The World As It Is NOW

Posted by Thraxxus on Jan 31st, 2010 and filed under Politics. You can follow any responses to this entry through the RSS 2.0. You can leave a response or trackback to this entry from your site

This article on Newsweek is a must read. The article talks about something I have said dozens of times over the last few years: The World is no longer in a Cold War. During the Cold War the United States and the Soviet Union found it safer to engage one another indirectly through the use of pawns. They would create little monsters and have those monsters do battle with each other. This served to build the economy of the United States at a rapid case (Trickle Down Economics anyone?) by giving the USA Military Industrial Complex and excuse to spend crazy money on defense. With the fall of the USSR their monsters ran free and started thinking for themselves. Welcome to the modern world. What Now?

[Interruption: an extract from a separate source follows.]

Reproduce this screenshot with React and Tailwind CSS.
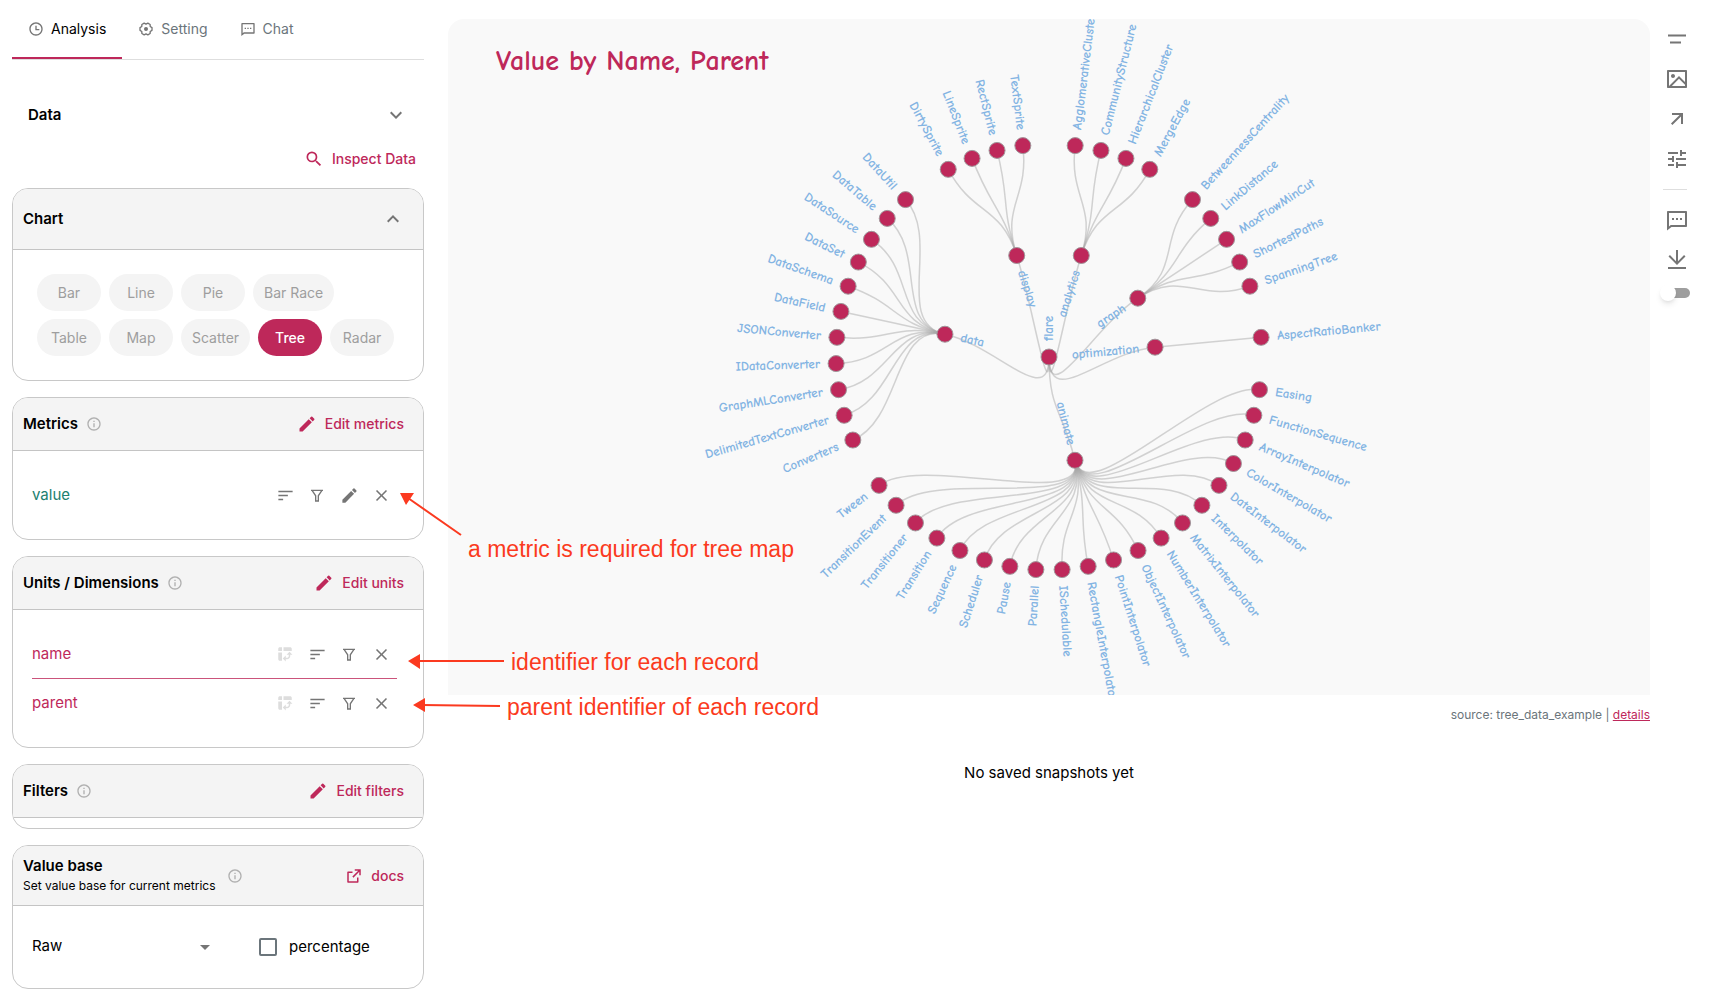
import { useState } from "react";
import { MdClose, MdEdit, MdInfoOutline, MdKeyboardArrowDown, MdKeyboardArrowUp, MdPivotTableChart, MdSearch, MdSort, MdTune } from "react-icons/md";
import {
  RiArrowRightUpLine,
  RiDownloadLine,
  RiExternalLinkLine,
  RiFilterLine,
  RiImageLine,
  RiMessage2Line,
  RiTimeLine,
} from "react-icons/ri";

const chartTypes = ["Bar", "Line", "Pie", "Bar Race", "Table", "Map", "Scatter", "Tree", "Radar"];

// clockwise from the top
const tree = [
  { name: "analytics", children: ["AgglomerativeCluster", "CommunityStructure", "HierarchicalCluster", "MergeEdge"] },
  { name: "graph", children: ["BetweennessCentrality", "LinkDistance", "MaxFlowMinCut", "ShortestPaths", "SpanningTree"] },
  { name: "optimization", children: ["AspectRatioBanker"] },
  {
    name: "animate",
    children: [
      "Easing",
      "FunctionSequence",
      "ArrayInterpolator",
      "ColorInterpolator",
      "DateInterpolator",
      "Interpolator",
      "MatrixInterpolator",
      "NumberInterpolator",
      "ObjectInterpolator",
      "PointInterpolator",
      "RectangleInterpolator",
      "ISchedulable",
      "Parallel",
      "Pause",
      "Scheduler",
      "Sequence",
      "Transition",
      "Transitioner",
      "TransitionEvent",
      "Tween",
    ],
  },
  {
    name: "data",
    children: [
      "Converters",
      "DelimitedTextConverter",
      "GraphMLConverter",
      "IDataConverter",
      "JSONConverter",
      "DataField",
      "DataSchema",
      "DataSet",
      "DataSource",
      "DataTable",
      "DataUtil",
    ],
  },
  { name: "display", children: ["DirtySprite", "LineSprite", "RectSprite", "TextSprite"] },
];

const RING = 106.5;

function polar(angle, r) {
  return [r * Math.sin(angle), -r * Math.cos(angle)];
}

function layoutTree() {
  // one slot per leaf plus one empty slot between groups
  const slots = tree.reduce((sum, g) => sum + g.children.length + 1, 0);
  const step = (2 * Math.PI) / slots;
  const root = { name: "flare", angle: Math.PI, r: 0, root: true };
  const nodes = [];
  const links = [];
  let slot = 1;
  tree.forEach((group) => {
    const first = slot;
    const leaves = group.children.map((name) => ({ name, angle: step * slot++, r: RING * 2, leaf: true }));
    const parent = { name: group.name, angle: (step * (first + slot - 1)) / 2, r: RING };
    slot++;
    nodes.push(parent, ...leaves);
    links.push([root, parent]);
    leaves.forEach((leaf) => links.push([parent, leaf]));
  });
  nodes.push(root);
  return { nodes, links };
}

function linkPath([a, b]) {
  const mid = (a.r + b.r) / 2;
  const pts = [polar(a.angle, a.r), polar(a.angle, mid), polar(b.angle, mid), polar(b.angle, b.r)];
  return `M${pts[0]} C${pts[1]} ${pts[2]} ${pts[3]}`;
}

function labelProps(node) {
  const [x, y] = polar(node.angle, node.r);
  if (node.root) return { transform: "rotate(-90)", x: 16, textAnchor: "start" };
  const left = x < 0;
  const deg = (node.angle * 180) / Math.PI - 90 - (left ? 180 : 0);
  const after = left !== Boolean(node.leaf);
  return {
    transform: `translate(${x} ${y}) rotate(${deg})`,
    x: after ? 16 : -16,
    textAnchor: after ? "start" : "end",
  };
}

function TreeChart() {
  const { nodes, links } = layoutTree();
  return (
    <svg viewBox="-601 -338 1202 676" className="block w-full h-auto" role="img" aria-label="Tree chart">
      <g fill="none" stroke="#aaaaaa" strokeOpacity="0.5" strokeWidth="1.5">
        {links.map((l, i) => (
          <path key={i} d={linkPath(l)} />
        ))}
      </g>
      <g fill="#be285a" stroke="#a0969a" strokeWidth="1">
        {nodes.map((n) => {
          const [cx, cy] = polar(n.angle, n.r);
          return <circle key={n.name} cx={cx} cy={cy} r="8" />;
        })}
      </g>
      <g fill="#83b4e3" className="font-['Comic_Sans_MS','Comic_Neue','Noto_Sans',sans-serif] text-[13px] font-bold">
        {nodes.map((n) => (
          <text key={n.name} dy="4" {...labelProps(n)}>
            {n.name}
          </text>
        ))}
      </g>
    </svg>
  );
}

function GearIcon() {
  return (
    <svg width="16" height="16" viewBox="0 0 24 24" fill="none" stroke="currentColor" strokeWidth="2" strokeLinejoin="round">
      <path d="M21 10v4l-2.7 1.7-.1 3.1-3.4 2L12 19.3l-2.8 1.5-3.4-2-.1-3.1L3 14v-4l2.7-1.7.1-3.1 3.4-2L12 4.7l2.8-1.5 3.4 2 .1 3.1z" />
      <circle cx="12" cy="12" r="2" fill="currentColor" />
    </svg>
  );
}

function Card({ header, children }) {
  return (
    <section className="border border-[#c8c8c8] rounded-2xl overflow-hidden">
      {header}
      {children}
    </section>
  );
}

function CardHeader({ title, action, onAction }) {
  return (
    <div className="h-[53px] flex items-center bg-[#f4f4f4] border-b border-[#c4c4c4] pl-2.5 pr-[19px]">
      <h2 className="text-[15px] font-semibold">{title}</h2>
      <MdInfoOutline size={16} className="ml-2 text-[#b0b0b0]" />
      <button onClick={onAction} className="ml-auto flex items-center gap-2 text-sm font-medium text-[#be285a]">
        <MdEdit size={20} />
        {action}
      </button>
    </div>
  );
}

function IconButton({ label, children, disabled }) {
  return (
    <button aria-label={label} disabled={disabled} className="w-4 h-4 flex items-center justify-center disabled:text-[#dddddd]">
      {children}
    </button>
  );
}

function FieldRow({ name, color, pivot, edit }) {
  return (
    <div className="h-12 flex items-center">
      <span className={`text-[15px] ${color}`}>{name}</span>
      <div className="ml-auto mr-2 flex gap-4 text-[#757575]">
        {pivot && (
          <IconButton label="Pivot" disabled>
            <MdPivotTableChart size={18} className="shrink-0" />
          </IconButton>
        )}
        <IconButton label="Sort">
          <MdSort size={19} className="shrink-0" />
        </IconButton>
        <IconButton label="Filter">
          <RiFilterLine size={16} />
        </IconButton>
        {edit && (
          <IconButton label="Edit">
            <MdEdit size={19} className="shrink-0" />
          </IconButton>
        )}
        <IconButton label="Remove">
          <MdClose size={19} className="shrink-0" />
        </IconButton>
      </div>
    </div>
  );
}

function Tab({ icon, label, active, onClick }) {
  return (
    <button
      role="tab"
      aria-selected={active}
      onClick={onClick}
      className={`h-[59px] px-4 flex items-center gap-[7px] text-sm border-b-2 ${
        active ? "border-[#be285a] text-black" : "border-transparent text-[#6b757b]"
      }`}
    >
      <span className="text-[#757575]">{icon}</span>
      {label}
    </button>
  );
}

function Sidebar() {
  const [tab, setTab] = useState("Analysis");
  const [type, setType] = useState("Tree");
  return (
    <aside className="w-[412px] shrink-0">
      <div role="tablist" className="flex border-b border-[#dedede]">
        <Tab icon={<RiTimeLine size={16} />} label="Analysis" active={tab === "Analysis"} onClick={() => setTab("Analysis")} />
        <Tab icon={<GearIcon />} label="Setting" active={tab === "Setting"} onClick={() => setTab("Setting")} />
        <Tab icon={<RiMessage2Line size={16} />} label="Chat" active={tab === "Chat"} onClick={() => setTab("Chat")} />
      </div>

      <div className="pt-[41px] px-4 flex items-center justify-between">
        <h2 className="text-[15px] font-semibold h-7 flex items-center">Data</h2>
        <button aria-label="Expand data" className="text-[#757575]">
          <MdKeyboardArrowDown size={24} />
        </button>
      </div>
      <div className="pt-5 pb-[19px] pr-2 flex justify-end">
        <button className="flex items-center gap-2 text-sm font-medium text-[#be285a]">
          <MdSearch size={20} />
          Inspect Data
        </button>
      </div>

      <div className="flex flex-col gap-4 pb-4">
        <Card
          header={
            <div className="h-[61px] flex items-center justify-between bg-[#f4f4f4] border-b border-[#c4c4c4] pl-2.5 pr-[18px]">
              <h2 className="text-[15px] font-semibold">Chart</h2>
              <button aria-label="Collapse chart" className="text-[#757575]">
                <MdKeyboardArrowUp size={24} />
              </button>
            </div>
          }
        >
          <div className="p-6 flex flex-wrap gap-2">
            {chartTypes.map((t) => (
              <button
                key={t}
                onClick={() => setType(t)}
                className={`h-[37px] min-w-16 px-[11px] rounded-full text-sm ${
                  t === type ? "bg-[#be285a] text-white font-medium" : "bg-[#f4f4f4] text-[#9e9e9e]"
                }`}
              >
                {t}
              </button>
            ))}
          </div>
        </Card>

        <Card header={<CardHeader title="Metrics" action="Edit metrics" />}>
          <div className="py-5 pl-[19px] pr-[26px]">
            <FieldRow name="value" color="text-[#208070]" edit />
          </div>
        </Card>

        <Card header={<CardHeader title="Units / Dimensions" action="Edit units" />}>
          <div className="py-5 pl-[19px] pr-[26px]">
            <div className="border-b border-[#be285a]/80">
              <FieldRow name="name" color="text-[#be285a]" pivot />
            </div>
            <FieldRow name="parent" color="text-[#be285a]" pivot />
          </div>
        </Card>

        <Card header={<CardHeader title="Filters" action="Edit filters" />}>
          <div className="h-2.5" />
        </Card>

        <Card
          header={
            <div className="h-[60px] flex items-center bg-[#f4f4f4] border-b border-[#c4c4c4] pl-2.5 pr-[19px]">
              <div>
                <h2 className="text-[15px] leading-5 font-semibold">Value base</h2>
                <p className="text-xs leading-5">Set value base for current metrics</p>
              </div>
              <MdInfoOutline size={16} className="ml-3 text-[#b0b0b0]" />
              <a href="#docs" className="ml-auto flex items-center gap-2 text-sm font-medium text-[#be285a]">
                <RiExternalLinkLine size={18} />
                docs
              </a>
            </div>
          }
        >
          <div className="h-[82px] pl-[19px] pr-5 flex items-center">
            <div className="relative w-[184px] mr-[43px] pb-1">
              <select aria-label="Value base" defaultValue="raw" className="w-full appearance-none bg-transparent text-[15px]">
                <option value="raw">Raw</option>
                <option value="growth">Growth</option>
              </select>
              <svg viewBox="0 0 10 5" className="absolute right-1.5 top-3 w-2.5 h-[5px] pointer-events-none" fill="#757575">
                <path d="M0 0h10L5 5z" />
              </svg>
            </div>
            <label className="flex items-center gap-3 text-[15px]">
              <input type="checkbox" className="appearance-none w-[18px] h-[18px] border-2 border-[#6b757b] rounded-xs checked:bg-[#be285a]" />
              percentage
            </label>
          </div>
        </Card>
      </div>
    </aside>
  );
}

function Toolbar() {
  return (
    <nav aria-label="Chart tools" className="w-[62px] shrink-0 pt-[27px] pr-2 flex flex-col items-center gap-4 text-[#757575]">
      <button aria-label="Text">
        <svg width="24" height="24" viewBox="0 0 24 24" stroke="currentColor" strokeWidth="2">
          <path d="M3 8.5h18M5 15.5h11" />
        </svg>
      </button>
      <button aria-label="Image">
        <RiImageLine size={24} />
      </button>
      <button aria-label="Arrow">
        <RiArrowRightUpLine size={24} />
      </button>
      <button aria-label="Adjust">
        <MdTune size={24} />
      </button>
      <hr className="w-6 my-0.5 mr-1 border-[#dedede]" />
      <button aria-label="Comment">
        <RiMessage2Line size={24} />
      </button>
      <button aria-label="Download">
        <RiDownloadLine size={24} />
      </button>
      <input
        type="checkbox"
        role="switch"
        aria-label="Auto refresh"
        className="relative appearance-none w-[26px] h-2.5 rounded-full bg-[#9e9e9e] before:absolute before:-left-1 before:-top-[3px] before:w-4 before:h-4 before:rounded-full before:bg-white before:shadow-md checked:before:left-3.5"
      />
    </nav>
  );
}

// hand-placed notes over the page
function Annotations() {
  return (
    <div className="absolute left-0 top-0 pointer-events-none text-[23px] leading-7 text-[#fb3a20] font-['Liberation_Sans',Arial,sans-serif] whitespace-nowrap">
      <svg width="110" height="240" viewBox="400 480 110 240" className="absolute left-[400px] top-[480px]" fill="currentColor" stroke="currentColor">
        <path d="M408 498 461 535M418 661H504M422 705 500 706" strokeWidth="2" />
        <path d="M400 493h14l-8 12zM408 661l12-7v15zM413 705l12-7v14z" stroke="none" />
      </svg>
      <p className="absolute left-[468px] top-[535px]">a metric is required for tree map</p>
      <p className="absolute left-[511px] top-[648px]">identifier for each record</p>
      <p className="absolute left-[507px] top-[693px]">parent identifier of each record</p>
    </div>
  );
}

export default function App() {
  return (
    <div className="relative min-h-screen flex bg-white pl-3 text-black font-['Inter',sans-serif]">
      <Sidebar />
      <main className="flex-1 min-w-0 pl-6 pt-[19px]">
        <div className="relative bg-[#f9f9f9] rounded-t-2xl overflow-hidden">
          <h1 className="absolute left-12 top-6 text-[28px] leading-9 font-bold text-[#be285a] font-['Comic_Sans_MS','Comic_Neue','Noto_Sans',sans-serif]">
            Value by Name, Parent
          </h1>
          <TreeChart />
        </div>
        <p className="mt-2.5 text-right text-xs leading-5 text-[#6b757b]">
          source: tree_data_example |{" "}
          <a href="#details" className="text-[#be285a] underline">
            details
          </a>
        </p>
        <p className="mt-9 text-center text-[15px] leading-6">No saved snapshots yet</p>
      </main>
      <Toolbar />
      <Annotations />
    </div>
  );
}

This leads us to why the USA has declared war on nebulous things since the fall of the USSR such as Drugs and Terror – things with no actual country of origin and thus endless spending opportunity. I could delve into the countless conspiracy theories existing today on the US government manufacturing threats etc, but that goes away from the point of this article. The Point here is that the world is not where the US left it during the Cold War. Threats don’t work any more. Sanctions are BS because  nobody upholds them. Basically nobody gives two shits about what the Imperialist US Government really thinks any more – and for us, Americans, to think otherwise is totally blind folly on our part. There is no war, on terror or anything else. There is just people around the world that want America out of their business, and our government hanging on to policy they created to spend money on defense to prop up a failing economy.

We were on top of the world once and it wasn’t because our military – it was because of the melting pot we had combined with amazing resources, most of which we have squandered, and a will to produce lighter, faster and cheaper. Now we are just then world’s largest consumer market packed with the fattest culture on the planet, and some argue in history, and we are grasping at straws to keep it.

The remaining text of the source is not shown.